In Rememberance of Dec 7th

Pearl Harbor

 

The oil of Borneo and Sumatra 5,000 miles away, brought about the attack on Pearl Harbor. In July 1940, the United States placed an embargo on the export of oil and scrap metal without a special license and of all aviation gasoline to Japan. When Japanese forces moved into northern French Indochina in September, the United States reacted with an embargo on scrap iron and steel, and when they also moved into southern Indochina, in July 1941, all Japanese assets in the United States were frozen. Similar action by Great Britain and the Netherlands affected shipments of oil from the East Indies. This created such a critical situation for Japan that its cabinet decided that, unless the United States made concessions, the oilfields to the south would be seized by military operations.
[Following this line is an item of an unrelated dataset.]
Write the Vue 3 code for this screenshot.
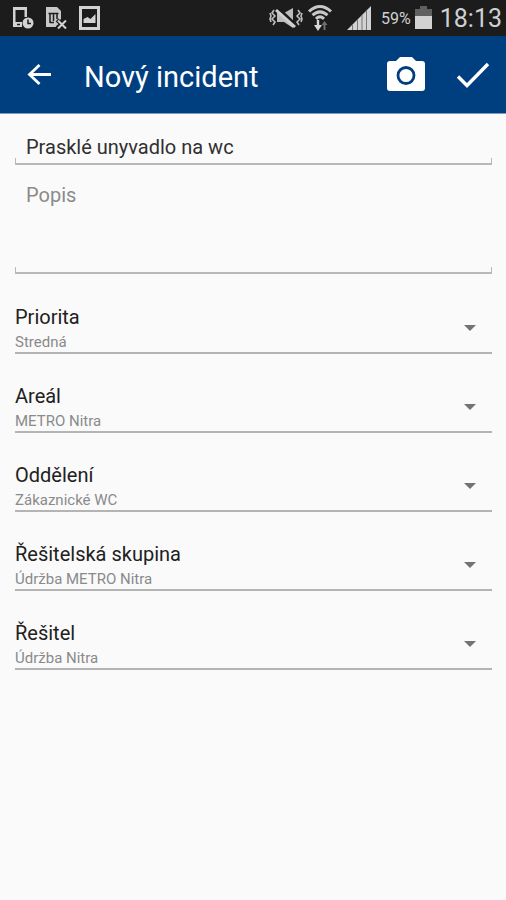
<script setup>
import { ref } from 'vue'

const title = ref('Prasklé unyvadlo na wc')
const description = ref('')

const fields = ref([
  { id: 'priorita', label: 'Priorita', value: 'Stredná' },
  { id: 'areal', label: 'Areál', value: 'METRO Nitra' },
  { id: 'oddeleni', label: 'Oddělení', value: 'Zákaznické WC' },
  { id: 'skupina', label: 'Řešitelská skupina', value: 'Údržba METRO Nitra' },
  { id: 'resitel', label: 'Řešitel', value: 'Údržba Nitra' },
])
</script>

<template>
  <div class="screen">
    <div class="status">
      <div class="status-left">
        <svg width="22" height="24" viewBox="0 0 22 24" aria-hidden="true">
          <path d="M1 1h14v10h-2.500V4h-9v12H10v5H1z" fill="#d2d2d2" />
          <circle cx="16" cy="17" r="5.500" fill="#d2d2d2" />
          <path d="M16 13.500v4h3" fill="none" stroke="#1c1c1c" stroke-width="1.500" />
          <path d="M5 18.500h3" stroke="#1c1c1c" stroke-width="1.500" />
        </svg>
        <svg width="24" height="24" viewBox="0 0 24 24" aria-hidden="true">
          <path d="M2 1h11l4 4v8l-3 3 2 5H2z" fill="#c8c8c8" />
          <path d="M4.500 7.500h10M6 8v9M9.500 8v7M13 8v5M6 16.500h4" fill="none" stroke="#1c1c1c" stroke-width="1.500" />
          <path d="M13 14l9 8M22 14l-9 8" fill="none" stroke="#1c1c1c" stroke-width="4" />
          <path d="M14 14.500l8 8M22 14.500l-8 8" fill="none" stroke="#d2d2d2" stroke-width="2" />
        </svg>
        <svg width="24" height="26" viewBox="0 0 24 26" aria-hidden="true">
          <rect x="2.500" y="2.500" width="18" height="21" fill="none" stroke="#d2d2d2" stroke-width="3" />
          <path d="M5.500 18v-4l4-2 3 2 5-5v9z" fill="#d2d2d2" />
        </svg>
      </div>
      <div class="status-right">
        <svg width="34" height="22" viewBox="0 0 34 22" aria-hidden="true">
          <path d="M8 6h7l9-5v20l-9-6H8z" fill="#bcbcbc" />
          <path d="M9 1l18 17" stroke="#1c1c1c" stroke-width="3" />
          <path d="M7 3l19 17" stroke="#d0d0d0" stroke-width="3" />
          <path d="M5 3L3 6l3 3-3 3 3 3-2 3M1 6l1 3-1 3 1 3M29 3l2 3-3 3 3 3-3 3 2 3M33 6l-1 3 1 3-1 3" fill="none" stroke="#bcbcbc" stroke-width="1.600" />
        </svg>
        <svg class="wifi" width="26" height="28" viewBox="0 0 26 28" aria-hidden="true">
          <path d="M2 7.500Q13-2.500 24 7.500M5.500 11.200Q13 4.500 20.500 11.200M9 14.800Q13 11 17 14.800" fill="none" stroke="#c8c8c8" stroke-width="3" />
          <path d="M11 16v7" stroke="#d8d8d8" stroke-width="2.400" />
          <path d="M7 21h8l-4 6z" fill="#d8d8d8" />
          <path d="M17.500 19v7" stroke="#707070" stroke-width="2" />
          <path d="M14.500 21h6l-3-4z" fill="#707070" />
        </svg>
        <svg class="signal" width="24" height="25" viewBox="0 0 24 25" aria-hidden="true">
          <path d="M0 24L24 0v24z" fill="#d2d2d2" />
          <path d="M5.500 18v6M10.500 13v11M15 9v15M19.500 4v20" stroke="#777" stroke-width="1" />
        </svg>
        <span class="percent">59%</span>
        <svg width="17" height="24" viewBox="0 0 17 24" aria-hidden="true">
          <path d="M5 0h7v3h5v8H0V3h5z" fill="#606060" />
          <path d="M0 10h17v13H0z" fill="#d2d2d2" />
        </svg>
        <span class="clock">18:13</span>
      </div>
    </div>

    <header class="bar">
      <button class="icon-btn" type="button" aria-label="Zpět">
        <svg width="26" height="24" viewBox="0 0 26 24" aria-hidden="true">
          <path d="M13.500 2L3.500 11.500l10 9.500M3.500 11.500H25" fill="none" stroke="#fff" stroke-width="2.800" />
        </svg>
      </button>
      <h1 class="bar-title">Nový incident</h1>
      <button class="icon-btn" type="button" aria-label="Fotografie">
        <svg width="40" height="36" viewBox="0 0 40 36" aria-hidden="true">
          <path d="M14 0h12l4 4h6a3 3 0 0 1 3 3v24a3 3 0 0 1-3 3H4a3 3 0 0 1-3-3V7a3 3 0 0 1 3-3h6z" fill="#fff" />
          <circle cx="20" cy="18.500" r="8" fill="none" stroke="#003f7f" stroke-width="2.800" />
        </svg>
      </button>
      <button class="icon-btn icon-btn--done" type="button" aria-label="Uložit">
        <svg width="34" height="28" viewBox="0 0 34 28" aria-hidden="true">
          <path d="M2 15.500l9 9L32 3" fill="none" stroke="#fff" stroke-width="3.400" />
        </svg>
      </button>
    </header>

    <form class="form" @submit.prevent>
      <div class="text-field">
        <input v-model="title" class="text-input" type="text" aria-label="Název" />
      </div>
      <div class="text-field text-field--area">
        <textarea v-model="description" class="text-input text-input--area" placeholder="Popis" aria-label="Popis"></textarea>
      </div>

      <div class="selects">
        <div v-for="field in fields" :key="field.id" class="select-field">
          <label class="select-label" :for="field.id">{{ field.label }}</label>
          <select :id="field.id" v-model="field.value" class="select">
            <option>{{ field.value }}</option>
          </select>
          <svg class="arrow" width="12" height="6" viewBox="0 0 12 6" aria-hidden="true">
            <path d="M0 0h12L6 6z" fill="#737373" />
          </svg>
        </div>
      </div>
    </form>
  </div>
</template>

<style>
body {
  background: #fafafa;
}
</style>

<style scoped>
.screen {
  min-height: 100vh;
  background: #fafafa;
  font-family: Roboto, "Noto Sans", sans-serif;
  color: #212121;
}

/* Status bar */
.status {
  display: flex;
  align-items: center;
  justify-content: space-between;
  height: 36px;
  padding: 0 4px 0 12px;
  background: #1c1c1c;
  color: #d0d0d0;
}

.status-left,
.status-right {
  display: flex;
  align-items: center;
}

.status-left {
  gap: 10px;
}

.wifi {
  margin-left: 4px;
}

.signal {
  margin: 0 10px 0 14px;
}

.percent {
  margin-right: 4px;
  font-size: 16px;
}

.clock {
  margin-left: 8px;
  font-size: 25px;
}

/* App bar */
.bar {
  display: flex;
  align-items: center;
  box-sizing: border-box;
  height: 78px;
  padding: 0 16px 0 26px;
  border-bottom: 1px solid #7f9cc0;
  background: #003f7f;
}

.icon-btn {
  display: flex;
  padding: 0;
  border: 0;
  background: none;
  cursor: pointer;
}

.icon-btn--done {
  margin-left: 30px;
}

.bar-title {
  flex: 1;
  margin: 0 0 0 32px;
  padding-top: 4px;
  color: #fff;
  font-size: 29px;
  font-weight: 400;
  line-height: 36px;
}

/* Form */
.form {
  padding: 16px 14px 16px 15px;
}

.text-field {
  position: relative;
  display: flex;
  height: 35px;
}

.text-field--area {
  height: 109px;
}

.text-field::after {
  content: "";
  position: absolute;
  inset: auto 0 0;
  height: 5px;
  border: solid #b8b8b8;
  border-width: 0 1px 2px;
  pointer-events: none;
}

.text-input {
  flex: 1;
  min-width: 0;
  margin: 0;
  padding: 0 11px 2px;
  border: 0;
  outline: 0;
  background: none;
  color: #303030;
  font-family: inherit;
  font-size: 20px;
  line-height: 24px;
  resize: none;
}

.text-input--area {
  padding-top: 18px;
}

.text-input::placeholder {
  color: #8a8a8a;
  opacity: 1;
}

.selects {
  display: grid;
  gap: 28px;
  padding-top: 29px;
}

.select-field {
  display: grid;
  grid-template-columns: 1fr 28px;
  grid-template-rows: 28px 21px;
  border-bottom: 2px solid #b4b4b4;
}

.select-label {
  grid-area: 1 / 1;
  font-size: 20px;
  line-height: 28px;
}

.select {
  grid-area: 2 / 1 / 3 / 3;
  appearance: none;
  margin: 0;
  padding: 2px 0 0;
  border: 0;
  outline: 0;
  background: none;
  color: #8a8a8a;
  font-family: inherit;
  font-size: 15px;
  line-height: 19px;
}

.arrow {
  grid-area: 1 / 2 / 3 / 3;
  align-self: center;
  pointer-events: none;
}
</style>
The plan of the Japanese Navy's General Staff was to employ the navy's entire air and surface strength in a direct thrust southward, quickly secure its objectives, and then turn its attention to the Western Pacific, where an advancing United States Fleet would be dealt with as the Russians had been at Tsushima in 1905. Adm. Isoroku Yamamoto, commanding the Japanese Combined Fleet, had a different plan. He believed that the United States Pacific Fleet would have to be destroyed in the first year of the war before it could be strengthened by the building program then in progress. His plan called for a carrier air attack on this fleet at its base in Pearl Harbor as the opening act of the war, while the advance to the south would be supported primarily by land-based aircraft. When a test of the plan on a game board predicted heavy losses, the Navy General Staff opposed it, but the popular Yamamoto forced its acquiescence by a threat of resignation.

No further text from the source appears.